Emerging from the shadow of a global pandemic can be life-affirming but it is also a journey wrought with difficult, painful, and sometimes overwhelming challenges, this true for both individuals dealing with grief or fear and for communities dealing with infrastructural or or a broken supply chain or healing social cohesion. For the people of Sierra Leone, emerging from the shadow of the Covid-19 pandemic was made doubly difficult as they were still recovering from the aftermath of the Ebola pandemic.
For many people, the pandemic and the last 70 years have been been made easier by a woman who has been a beacon of stability and hope, Queen Elizabeth II. The passing of someone so committed to the service of others and the global community as a whole had me feeling sombre but also reflective; reflecting on her legacy of leadership and selfless service.
It was in this mode that I began to reflect on the summer of 2022 and our staff going to Sierra Leone to provide supplies to our local staff and programs. This was the first trip of its kind in two years since the start of the global pandemic. Our local staff have been stalwart and heaven-sent and they have kept us running during the last hectic two years but now more support and more hands on deck were on the way.
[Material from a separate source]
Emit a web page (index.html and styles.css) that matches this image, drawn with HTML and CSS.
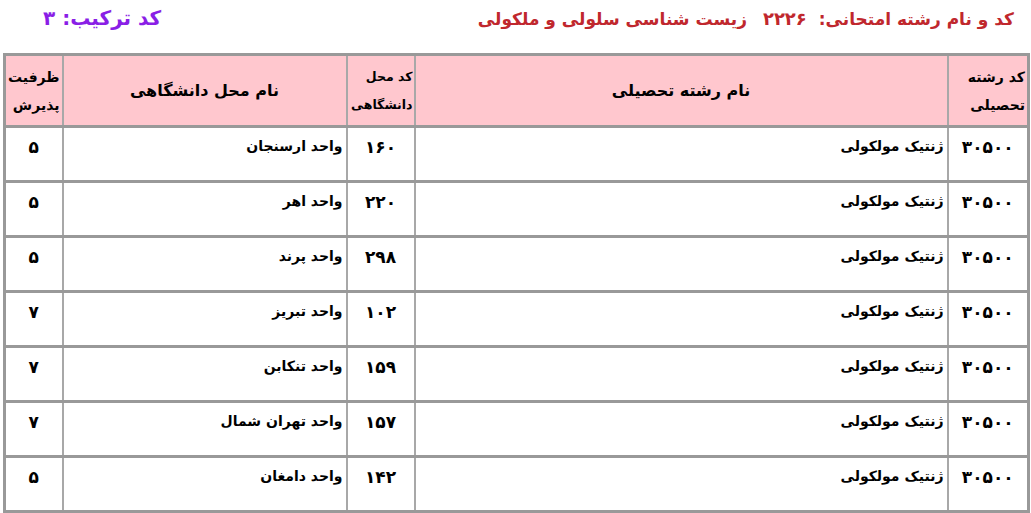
FILE: index.html
```html
<!DOCTYPE html>
<html lang="fa" dir="rtl">
<head>
<meta charset="utf-8">
<link rel="stylesheet" href="styles.css">
</head>
<body>
<div class="top">
  <div class="title">کد و نام رشته امتحانی: <span class="num">۲۲۲۶</span> زیست شناسی سلولی و ملکولی</div>
  <div class="combo">کد ترکیب: ۳</div>
</div>
<table class="grid">
  <colgroup>
    <col class="c1"><col class="c2"><col class="c3"><col class="c4"><col class="c5">
  </colgroup>
  <thead>
    <tr>
      <th class="hr">کد رشته<br>تحصیلی</th>
      <th>نام رشته تحصیلی</th>
      <th class="hr sm">کد محل<br>دانشگاهی</th>
      <th>نام محل دانشگاهی</th>
      <th class="hr">ظرفیت<br>پذیرش</th>
    </tr>
  </thead>
  <tbody>
    <tr><td class="n">۳۰۵۰۰</td><td class="t">ژنتیک مولکولی</td><td class="n">۱۶۰</td><td class="t">واحد ارسنجان</td><td class="n">۵</td></tr>
    <tr><td class="n">۳۰۵۰۰</td><td class="t">ژنتیک مولکولی</td><td class="n">۲۲۰</td><td class="t">واحد اهر</td><td class="n">۵</td></tr>
    <tr><td class="n">۳۰۵۰۰</td><td class="t">ژنتیک مولکولی</td><td class="n">۲۹۸</td><td class="t">واحد پرند</td><td class="n">۵</td></tr>
    <tr><td class="n">۳۰۵۰۰</td><td class="t">ژنتیک مولکولی</td><td class="n">۱۰۲</td><td class="t">واحد تبریز</td><td class="n">۷</td></tr>
    <tr><td class="n">۳۰۵۰۰</td><td class="t">ژنتیک مولکولی</td><td class="n">۱۵۹</td><td class="t">واحد تنکابن</td><td class="n">۷</td></tr>
    <tr><td class="n">۳۰۵۰۰</td><td class="t">ژنتیک مولکولی</td><td class="n">۱۵۷</td><td class="t">واحد تهران شمال</td><td class="n">۷</td></tr>
    <tr><td class="n">۳۰۵۰۰</td><td class="t">ژنتیک مولکولی</td><td class="n">۱۴۲</td><td class="t">واحد دامغان</td><td class="n">۵</td></tr>
  </tbody>
</table>
</body>
</html>
```

FILE: styles.css
```css
html, body {
  margin: 0;
  padding: 0;
  background: #ffffff;
}
body {
  font-family: "DejaVu Sans", "Noto Sans", sans-serif;
  color: #000;
  padding: 0 1px 0 3px;
}
.top {
  display: flex;
  justify-content: space-between;
  align-items: center;
  height: 36px;
  padding: 0 16px 0 40px;
  margin-bottom: 17px;
  font-weight: bold;
}
.title {
  color: #c0272d;
  font-size: 17px;
}
.title .num {
  margin: 0 6px 0 10px;
  font-size: 18px;
}
.combo {
  color: #8a1ee6;
  font-size: 20px;
}
.grid {
  width: 1027px;
  table-layout: fixed;
  border-collapse: collapse;
  border: 3px solid #999999;
}
.c1 { width: 81px; }
.c2 { width: 533px; }
.c3 { width: 68px; }
.c4 { width: 284px; }
.c5 { width: 58px; }
th {
  background: #ffc7ce;
  height: 69px;
  font-size: 16px;
  font-weight: bold;
  text-align: center;
  border-left: 2px solid #a8a8a8;
  border-right: 2px solid #a8a8a8;
  border-bottom: 3px solid #999999;
  padding: 0 3px;
  line-height: 28px;
}
th.hr {
  text-align: right;
  font-size: 14px;
  padding: 0 2px;
  white-space: nowrap;
}
th.sm {
  font-size: 12.5px;
  padding: 0 1px;
}
td {
  height: 42px;
  vertical-align: top;
  border-left: 2px solid #a8a8a8;
  border-right: 2px solid #a8a8a8;
  border-bottom: 3px solid #999999;
  font-weight: bold;
  padding: 10px 3px 0 3px;
}
td.n {
  text-align: center;
  font-size: 17px;
  line-height: 18px;
}
td.t {
  text-align: right;
  font-size: 14px;
}
```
With this trip our focus was to expand our education programs. We awarded more educational scholarships to ensure that continuing education is a priority for girls and that they have access to more opportunities. We were incredibly moved and inspired by the growth in the students in our Girls Advocacy Movement (GAM). The change was phenomenal, they are not just more confident and more comfortable in their identity, but they are also dreaming bigger. They are working to become doctors and engineers when people told them to not even imagine it let alone pursue it. It ended up being a summer of renewal: renewing friendships; renewing our commitment to communities; to teachers and doctors; to families; to students; to mothers, women, and girls.
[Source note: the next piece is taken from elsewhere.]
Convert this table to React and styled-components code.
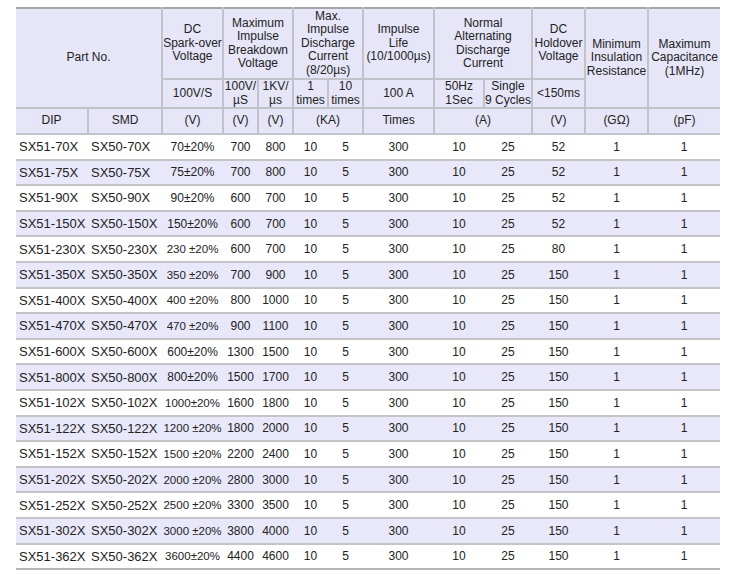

And ultimately, that is the legacy of Freedom Tree, our work in the community and our commitment to those we help. But Queen Elizabeth II exemplified that your legacy is never fully written but continuously being written.
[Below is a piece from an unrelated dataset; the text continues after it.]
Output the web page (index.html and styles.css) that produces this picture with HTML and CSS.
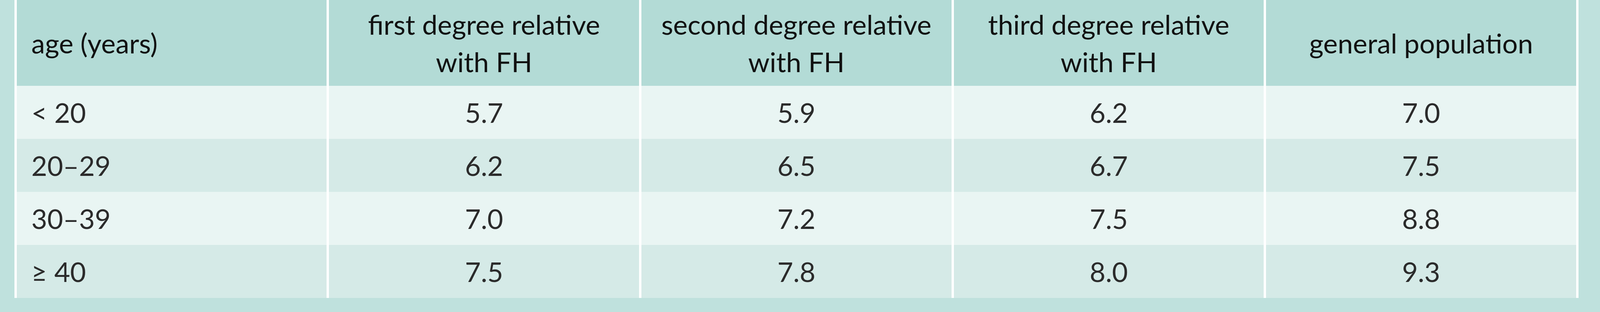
FILE: index.html
```html
<!DOCTYPE html>
<html lang="en">
<head>
<meta charset="utf-8">
<title>Table</title>
<link rel="stylesheet" href="styles.css">
</head>
<body>
<div class="page">
  <table class="data">
    <colgroup>
      <col class="c"><col class="c"><col class="c"><col class="c"><col class="c">
    </colgroup>
    <thead>
      <tr class="head">
        <th class="first">age (years)</th>
        <th>first degree relative<br>with FH</th>
        <th>second degree relative<br>with FH</th>
        <th>third degree relative<br>with FH</th>
        <th>general population</th>
      </tr>
    </thead>
    <tbody>
      <tr class="light">
        <td class="first">&lt; 20</td><td>5.7</td><td>5.9</td><td>6.2</td><td>7.0</td>
      </tr>
      <tr class="dark">
        <td class="first">20–29</td><td>6.2</td><td>6.5</td><td>6.7</td><td>7.5</td>
      </tr>
      <tr class="light">
        <td class="first">30–39</td><td>7.0</td><td>7.2</td><td>7.5</td><td>8.8</td>
      </tr>
      <tr class="dark">
        <td class="first">≥ 40</td><td>7.5</td><td>7.8</td><td>8.0</td><td>9.3</td>
      </tr>
    </tbody>
  </table>
</div>
</body>
</html>
```
FILE: styles.css
```css
html, body {
  margin: 0;
  padding: 0;
  background: #bfe1dd;
}
body {
  height: 800px;
  overflow: hidden;
  font-family: Lato, "Open Sans", sans-serif;
  color: #141414;
}
.page {
  padding-left: 0.896vw;
}
.data {
  width: 97.76vw;
  table-layout: fixed;
  border-collapse: separate;
  border-spacing: 0.153vw 0;
  background: #ffffff;
}
.data th,
.data td {
  padding: 0 0.3vw;
  text-align: center;
  vertical-align: middle;
  font-size: 70px;
  font-weight: 400;
  white-space: nowrap;
}
.data th {
  line-height: 96px;
  color: #111111;
}
.data td {
  line-height: 1;
  color: #2b2b2b;
}
.data .first {
  text-align: left;
  padding-left: 0.92vw;
}
.head {
  height: 220px;
  background: #b3dbd6;
}
.light {
  height: 136px;
  background: #e9f5f3;
}
.dark {
  height: 136px;
  background: #d5eae7;
}
```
And now as we continue to write our legacy, we cannot help but feel immensely grateful and incredibly moved by how far we have come but there is still so much work to do for the women and communities of Sierra Leone. We are excited by all the possibilities that will come from impactful and live-saving programming. Programs that could help Sierra Leone and so many communities to grow and heal. We are excited to hear from and engage with our community here in Calgary as we do every December. We are excited to dream of all that could be better in our communities and then work towards that dream.